In gardening terms, the right plant in the right place.

It struck me that this patchwork ecology that was occurring in the wild spaces was similar (if not the same thing) happening in the urban spaces as native and non-native plants become opportunists and populate hospitable landscapes, if not inviting, to exist in.

In effect, the anthropogenic impacts of human occupations are themselves, creating new ecosystems into which native plants can find footholds. It was in this context that the picture of my becoming a California naturalist crystalized.

Looking beyond the second bridge at the Upper Arroyo Seco in Alta Dena, CA.
Looking beyond the second bridge at the Upper Arroyo Seco in Alta Dena, CA.

Accidental Ecosystems

Looking south from the riparian ecosystem of the Lower Arroyo Seco into the meadow.
Looking south from the riparian ecosystem of the Lower Arroyo Seco into the meadow.

The effects of all this city building have been the construction of a patchwork landscape of micro-climates, islands of ecology, and an urban forest of chemically fertilized lawns dotted in a patchwork quilt of weedy native lots, small native gardens, and hillsides aggressively holding to their fire-prone sage/chaparral ecosystems. At the same time, what was once wide riparian flood plains, oak forests, and meadowlands have been subsumed into the new urban sprawl.

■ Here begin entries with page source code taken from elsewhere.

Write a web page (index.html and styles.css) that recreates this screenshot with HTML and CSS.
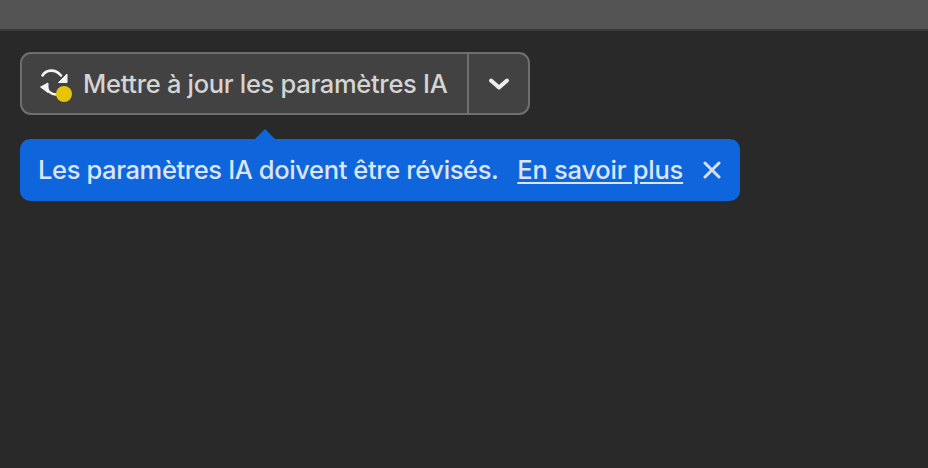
FILE: index.html
```html
<!DOCTYPE html>
<html lang="fr">
  <head>
    <meta charset="UTF-8" />
    <title>Mettre à jour les paramètres IA</title>
    <link rel="stylesheet" href="styles.css">
  </head>
  <body>
    <div class="topbar"></div>
    <div class="content">
      <div class="split-button">
        <button class="update-btn">
          <svg class="update-icon" width="36" height="36" viewBox="0 0 36 36">
            <path d="M4.5 9.5C8 3.5 17 2.5 23 9.5" fill="none" stroke="#f4f4f4" stroke-width="2.6" stroke-linecap="round"/>
            <path d="M29 8V16.5H20.5Z" fill="#f4f4f4" stroke="#f4f4f4" stroke-linejoin="round"/>
            <path d="M2.5 21L10 17V26.5Z" fill="#f4f4f4" stroke="#f4f4f4" stroke-linejoin="round"/>
            <path d="M9 22C10 26 13 28 18 28.5" fill="none" stroke="#f4f4f4" stroke-width="2.6" stroke-linecap="round"/>
            <circle cx="26" cy="28" r="8" fill="#e8c30c"/>
          </svg>
          <span>Mettre à jour les paramètres IA</span>
        </button>
        <button class="menu-btn">
          <svg width="22" height="14" viewBox="0 0 22 14">
            <path d="M3 3.5L11 10.5L19 3.5" fill="none" stroke="#eee" stroke-width="4" stroke-linecap="round" stroke-linejoin="round"/>
          </svg>
        </button>
      </div>
      <div class="tip">
        <span class="tip-text">Les paramètres IA doivent être révisés.</span>
        <a href="#" class="tip-link">En savoir plus</a>
        <svg class="tip-close" width="18" height="18" viewBox="0 0 18 18">
          <path d="M2 2L16 16M16 2L2 16" stroke="#d5dff0" stroke-width="3" stroke-linecap="round"/>
        </svg>
      </div>
    </div>
  </body>
</html>
```

FILE: styles.css
```css
body {
  margin: 0;
  height: 468px;
  overflow: hidden;
  background-color: #292929;
  font-family: Inter, "Open Sans", sans-serif;
}
.topbar {
  height: 29px;
  background-color: #545454;
  border-bottom: 2px solid #3a3a3a;
}
.content {
  display: flex;
  flex-direction: column;
  align-items: flex-start;
  padding: 21px 20px 0;
}
.split-button {
  display: flex;
  width: 510px;
  height: 63px;
  box-sizing: border-box;
  border: 2px solid #6f6f6f;
  border-radius: 11px;
  background-color: #424242;
}
.split-button button {
  display: flex;
  align-items: center;
  padding: 0;
  border: none;
  background: none;
  font-family: inherit;
}
.split-button .update-btn {
  width: 447px;
  padding-left: 16px;
  gap: 9px;
  border-right: 2px solid #6f6f6f;
  color: #d4d4d4;
  font-size: 25.5px;
  font-weight: 450;
  letter-spacing: -0.31px;
}
.menu-btn {
  flex: 1;
  justify-content: center;
}
.tip {
  position: relative;
  display: flex;
  align-items: center;
  width: 720px;
  height: 62px;
  margin-top: 24px;
  padding: 0 0 2px 18px;
  box-sizing: border-box;
  border-radius: 10px;
  background-color: #0f66dc;
  color: #dbe5f7;
  font-size: 25.5px;
  font-weight: 450;
}
.tip::before {
  content: "";
  position: absolute;
  left: 235px;
  top: -10px;
  border-left: 10px solid transparent;
  border-right: 10px solid transparent;
  border-bottom: 10px solid #0f66dc;
}
.tip-text {
  letter-spacing: -0.38px;
}
.tip-link {
  margin-left: 19px;
  color: #dbe5f7;
  letter-spacing: -0.25px;
  text-underline-offset: 3px;
}
.tip-close {
  margin: 2px 0 0 20px;
}
```
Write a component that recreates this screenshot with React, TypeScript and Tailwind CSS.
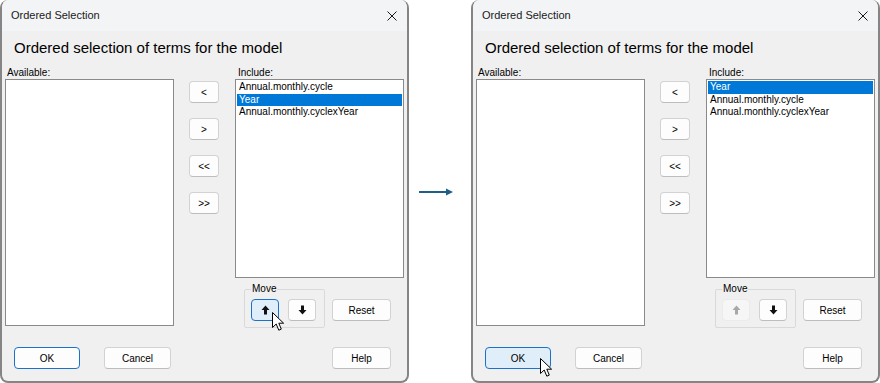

It’s out of this new landscape, these natural and reclaimed spaces, that being a naturalist in the urban world exists. We think of suburbia as being all lawn and bungalow homes, when, the unique ecosystems of the pre-human California still exist in the patchwork landscapes between the anthropogenic footprints of human occupation. It may be as simple as a ground out millstone pits in rocks from early human occupants or large concrete water channels redirecting the flow of water through a space.

The Suburban Naturalist 

The journey of becoming a California naturalist was less about a hard depth of subject plunge into the aspects of animal species, plant taxonomy, or geography (though these are all aspects of the process). Rather it seems more akin to understanding what’s going on in the spaces around you and how those things exist: place to place, season to season, location to location, even in a suburban setting.

The environment is a dynamic and fluid space. Ecosystems exist in many aspects and in many configurations with a variety of inputs and pressures. While human inputs create a unique set of pressures on a landscape, so do they create new habitats and ecosystems. From that understanding that an appreciation for studying nature can take hold.